More than 4,300 people have signed an online petition this week from a University of Miami student requesting that the man she said sexually assaulted her be expelled before graduation. Angela Cameron, a junior at the private school in Florida, says her alleged rapist's one-semester suspension wasn't a harsh enough punishment. "I don’t feel safe on campus,” she told the Miami New Times.

Cameron said she was assaulted on April 11, 2014, by a classmate she had been working with on an acting project. They'd previously had a sexual relationship, but Cameron said he took advantage of her after a party that night. She was left with a cracked vertebra, nightmares and panic attacks, according to her Avaaz.org petition, which does not name the man.

She said she reported the charge to the dean of students office, University of Miami Police Department and the South Miami Police Department in the following weeks. Cameron wrote that the police didn't do much -- one officer told her it wasn't rape because she knew the man. After a disciplinary hearing June 24, the dean found him responsible of rape, sexual assault and intimate partner violence. He was suspended for one semester.

Cameron wasn't satisfied. “I looked at my mom after that whole process, and I said, ‘Was this hearing even worth it? Was it even worth it to mentally and physically drag myself through the whole thing? He can come back next semester,'" she told the Miami Hurricane, a college newspaper.

But the idea for the petition didn't come until this week. Cameron spoke about consent at a class event Tuesday, and afterward the professor in charge suggested it. Professor Katharine Westaway told the Hurricane that the system had failed Cameron even though "she did everything right." The accused attacker is scheduled to graduate May 8.

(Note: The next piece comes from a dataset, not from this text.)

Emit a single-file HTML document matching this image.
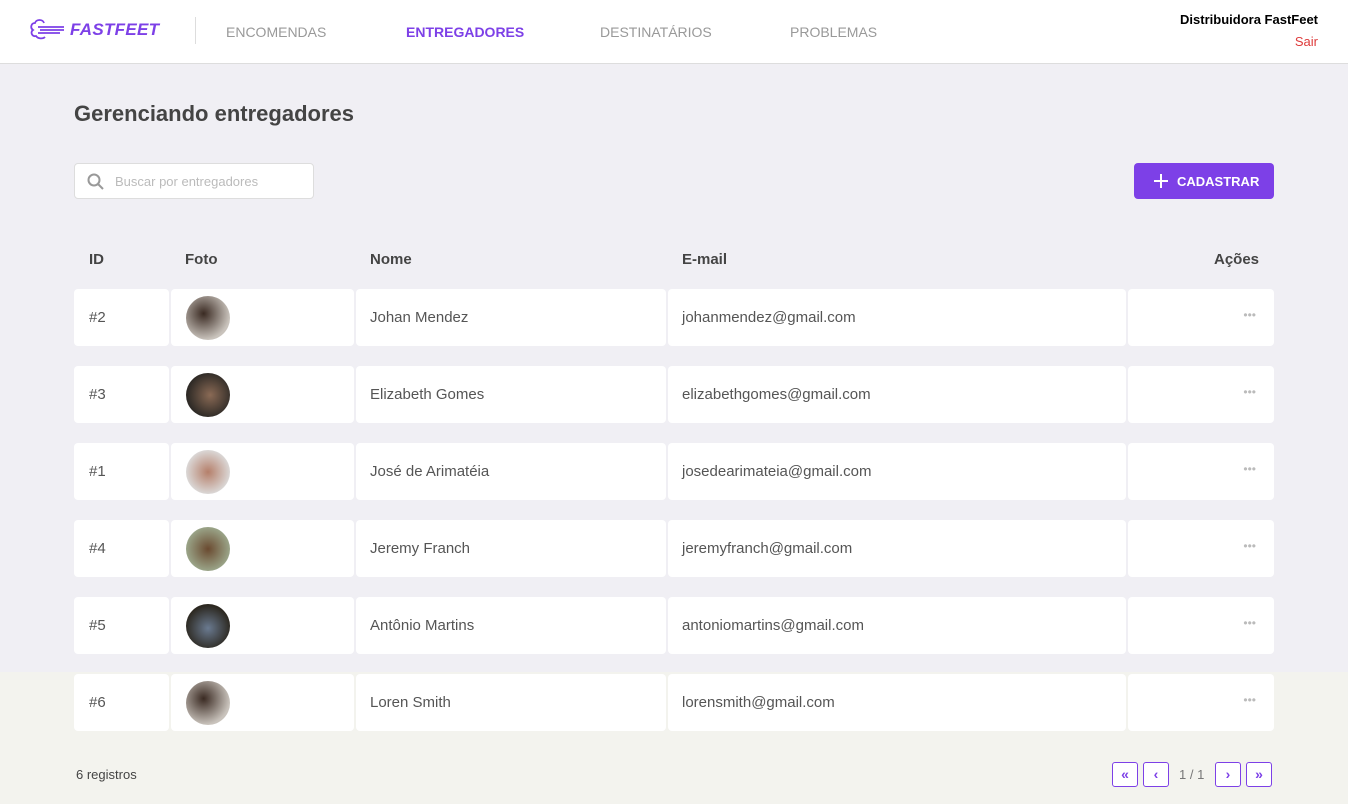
<!DOCTYPE html>
<html><head><meta charset="utf-8"><style>
*{box-sizing:border-box;margin:0;padding:0}
body{width:1348px;height:804px;overflow:hidden;font-family:"Liberation Sans",Arial,sans-serif;background:linear-gradient(#f0eff4 0,#f0eff4 672px,#f3f3ee 672px);position:relative;color:#444}
header{position:absolute;left:0;top:0;width:1348px;height:64px;background:#fff;border-bottom:1px solid #ddd}
.logo{position:absolute;left:30px;top:17px;display:flex;align-items:center;color:#7d40e7;font-weight:bold;font-style:italic;font-size:17px;letter-spacing:.3px}
.sep{position:absolute;left:195px;top:17px;width:1px;height:27px;background:#ddd}
nav a{position:absolute;top:24px;font-size:14px;color:#999;text-decoration:none}
.user{position:absolute;right:30px;top:12px;text-align:right;font-size:13px}
.user b{color:#000;display:block}
.user span{color:#de3b3b;font-size:13px;display:block;margin-top:7px}
h1{position:absolute;left:74px;top:101px;font-size:22px;color:#444}
.search{position:absolute;left:74px;top:163px;width:240px;height:36px;background:#fff;border:1px solid #ddd;border-radius:4px;font-size:13px;color:#bbb;padding:10px 0 0 40px}
.btn{position:absolute;left:1134px;top:163px;width:140px;height:36px;background:#7d40e7;border-radius:4px;color:#fff;font-weight:bold;font-size:13px;padding:11px 0 0 43px}
.th{position:absolute;top:251px;font-weight:bold;font-size:15px;color:#444}
.row{position:absolute;left:74px;width:1200px;height:57px}
.c{position:absolute;top:0;height:57px;background:#fff;border-radius:4px;font-size:15px;color:#555;padding-top:20px}
.av{position:absolute;left:15px;top:7px;width:44px;height:44px;border-radius:50%}
.dots{position:absolute;right:18px;top:19px;color:#bbb;font-size:12px;letter-spacing:0px}
.foot{position:absolute;left:76px;top:767px;font-size:13px;color:#444}
.pb{position:absolute;top:762px;width:26px;height:25px;border:1px solid #7d40e7;border-radius:3px;background:#fff;color:#7d40e7;font-weight:bold;font-size:14px;text-align:center;line-height:22px}
</style></head><body>
<header>
<div class="logo"><svg width="40" height="26" viewBox="0 0 40 26" fill="none" stroke="#7d40e7" stroke-width="1.8"><path d="M14 6c-1-4-8-4-9 0-4 0-5 5-2 7-3 2-1 7 3 6 2 3 7 3 9 1"/><path d="M8 10h26M10 13h24M8 16h22"/></svg><span style="margin-left:0">FASTFEET</span></div>
<div class="sep"></div>
<nav><a style="left:226px">ENCOMENDAS</a><a style="left:406px;color:#7d40e7;font-weight:bold">ENTREGADORES</a><a style="left:600px">DESTINATÁRIOS</a><a style="left:790px">PROBLEMAS</a></nav>
<div class="user"><b>Distribuidora FastFeet</b><span>Sair</span></div>
</header>
<h1>Gerenciando entregadores</h1>
<div class="search"><svg style="position:absolute;left:12px;top:9px" width="17" height="17" viewBox="0 0 17 17" fill="none" stroke="#999" stroke-width="2"><circle cx="7" cy="7" r="5.5"/><path d="M11 11l5 5"/></svg>Buscar por entregadores</div>
<div class="btn"><svg style="position:absolute;left:20px;top:11px" width="14" height="14" viewBox="0 0 14 14" stroke="#fff" stroke-width="2"><path d="M7 0v14M0 7h14"/></svg>CADASTRAR</div>
<div class="th" style="left:89px">ID</div><div class="th" style="left:185px">Foto</div><div class="th" style="left:370px">Nome</div><div class="th" style="left:682px">E-mail</div><div class="th" style="left:1214px">Ações</div>
<div class="row" style="top:289px"><div class="c" style="left:0;width:95px;padding-left:15px">#2</div><div class="c" style="left:97px;width:183px"><div class="av" style="background:radial-gradient(circle at 40% 40%,#3a2a22,#c9c3bc 70%)"></div></div><div class="c" style="left:282px;width:310px;padding-left:14px">Johan Mendez</div><div class="c" style="left:594px;width:458px;padding-left:14px">johanmendez@gmail.com</div><div class="c" style="left:1054px;width:146px"><span class="dots">•••</span></div></div>
<div class="row" style="top:366px"><div class="c" style="left:0;width:95px;padding-left:15px">#3</div><div class="c" style="left:97px;width:183px"><div class="av" style="background:radial-gradient(circle at 55% 50%,#8a6a55,#2e2a26 70%)"></div></div><div class="c" style="left:282px;width:310px;padding-left:14px">Elizabeth Gomes</div><div class="c" style="left:594px;width:458px;padding-left:14px">elizabethgomes@gmail.com</div><div class="c" style="left:1054px;width:146px"><span class="dots">•••</span></div></div>
<div class="row" style="top:443px"><div class="c" style="left:0;width:95px;padding-left:15px">#1</div><div class="c" style="left:97px;width:183px"><div class="av" style="background:radial-gradient(circle at 50% 50%,#b57f6a,#ddd 75%)"></div></div><div class="c" style="left:282px;width:310px;padding-left:14px">José de Arimatéia</div><div class="c" style="left:594px;width:458px;padding-left:14px">josedearimateia@gmail.com</div><div class="c" style="left:1054px;width:146px"><span class="dots">•••</span></div></div>
<div class="row" style="top:520px"><div class="c" style="left:0;width:95px;padding-left:15px">#4</div><div class="c" style="left:97px;width:183px"><div class="av" style="background:radial-gradient(circle at 50% 50%,#6a4a30,#9aa488 70%)"></div></div><div class="c" style="left:282px;width:310px;padding-left:14px">Jeremy Franch</div><div class="c" style="left:594px;width:458px;padding-left:14px">jeremyfranch@gmail.com</div><div class="c" style="left:1054px;width:146px"><span class="dots">•••</span></div></div>
<div class="row" style="top:597px"><div class="c" style="left:0;width:95px;padding-left:15px">#5</div><div class="c" style="left:97px;width:183px"><div class="av" style="background:radial-gradient(circle at 50% 55%,#6a7a90,#2c2820 70%)"></div></div><div class="c" style="left:282px;width:310px;padding-left:14px">Antônio Martins</div><div class="c" style="left:594px;width:458px;padding-left:14px">antoniomartins@gmail.com</div><div class="c" style="left:1054px;width:146px"><span class="dots">•••</span></div></div>
<div class="row" style="top:674px"><div class="c" style="left:0;width:95px;padding-left:15px">#6</div><div class="c" style="left:97px;width:183px"><div class="av" style="background:radial-gradient(circle at 40% 40%,#3a2a22,#c9c3bc 70%)"></div></div><div class="c" style="left:282px;width:310px;padding-left:14px">Loren Smith</div><div class="c" style="left:594px;width:458px;padding-left:14px">lorensmith@gmail.com</div><div class="c" style="left:1054px;width:146px"><span class="dots">•••</span></div></div>
<div class="foot">6 registros</div>
<div class="pb" style="left:1112px">«</div><div class="pb" style="left:1143px">‹</div>
<div style="position:absolute;left:1179px;top:767px;font-size:13px;color:#777">1 / 1</div>
<div class="pb" style="left:1215px">›</div><div class="pb" style="left:1246px">»</div>
</body></html>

The University of Miami's students rights and responsibilities handbook indicates that expulsion is one of the possible sanctions for sexual violence cases. The school declined to comment further on the situation, instead referring reporters to a news release about its Coalition on Sexual Violence Prevention and Education. The school has a 24-hour anonymous help line and counselors dedicated to helping sexual assault victims, among other resources.

Campus sexual assault has become a hot topic nationwide, and Cameron isn't the first to take matters into her own hands. Columbia University student Emma Sulkowicz began carrying a mattress around campus after her alleged assault, and at the University of Chicago women circulated a "rapist list."